= Sloche =

Sloche is a frozen beverage sold by the convenience store chain Couche-Tard, mostly in the province of Quebec, Canada. While it is similar in concept to the Froster beverage sold by Couche-Tard's banners outside of Quebec (including Circle K), Sloche has gathered much publicity through an aggressive (and sometimes controversial) marketing campaign. The oversized Sloche plastic cups are covered with humorous slogans such as: "No animal has tasted this product before you," and "A good source of crushed ice." Couche-Tard also used to sell gummy candies under the Sloche brand. Some of these candies had to be removed from the shelves after allegations that their concept art was racist.

==Flavors==

All Sloche flavor names are humorous and often gross, a marketing angle aimed at pleasing a mostly adolescent crowd. The brand mission was described as: "To satisfy their need for sensory gratification and protest against authority, parents and society." The beverage's colors are vivid and the taste is said to be much sweeter than that of Slush Puppie and slightly more acidic. The following is an incomplete list of current and discontinued flavors:

- Winchire Wacheur (2000) (Windshield Washer), formerly: Schtroumpf Écrasé (Crushed Smurf) renamed because of concerns over copyright infringement.
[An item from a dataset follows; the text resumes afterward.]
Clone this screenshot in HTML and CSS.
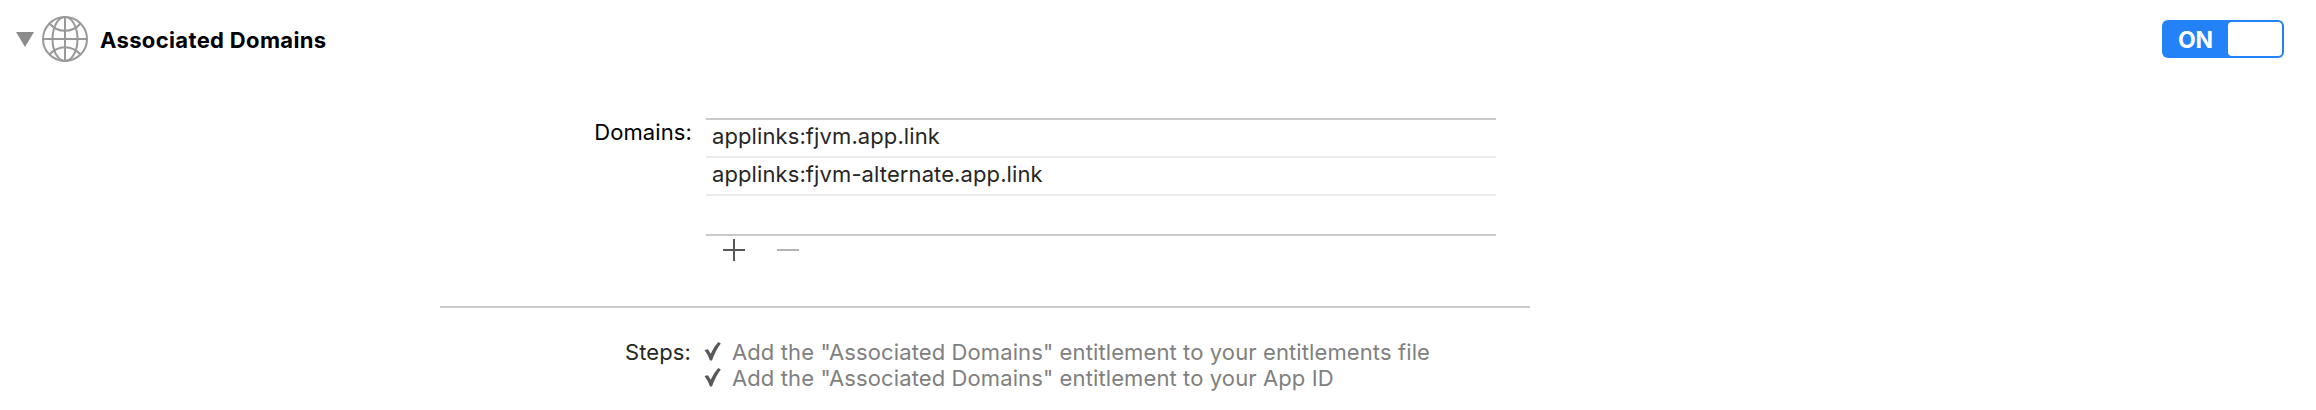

Actual flavor is blue raspberry.
- Sang Froid (2000) (Cold Blood) Actual flavor is cherry.
- Goudron Sauvage (2001) (Wild Tar) Actual flavor is lemonade.
- Poussin Frappé (2002) (Chick Shake) Actual flavor is berry.
- Rosebeef (2003) (Rosbeef) Actual flavor is peach.
- Swompe (2004) (Swamp) Actual flavor was strawberry-kiwi, but it was changed to green apple.
- Cheddar Tropical (2005) (Tropical Cheddar) Actual flavor is sour apple.
- Liposuccion (2006) (Liposuction) Actual flavor is passionfruit.
- Gadoue (2007) (Dirty half-melted snow) Actual flavor is wild berry.
- Wontong (2008) (Wonton Soup) Actual flavor is iced tea.
- Sloche 10è anniversaire (2009) (10th Anniversary Sloche) Actual flavor is sour apple.
- Paparmane (2010) (Peppermint) Actual flavor is grape.
- Crème à barbe (2012) (Shaving cream) Actual flavor is creamy orange.
- Ouananiche (2013) (Landlocked salmon) This was actually a fake shown on April Fools' Day.
- Pizzaghetti (2013) Actual flavor of the "Pizza" half is strawberry, and the "Ghetti" half is kiwi.
- Savon (2014) (Soap) Actual flavor is watermelon.

Bomme Galoune and Full Zinzin flavours only seem to appear in old marketing material. Full Zinzin also briefly appears in the televised commercial made for the Goudron Sauvage flavour. However, these flavours are never mentioned in any more recent articles or marketing retrospectives.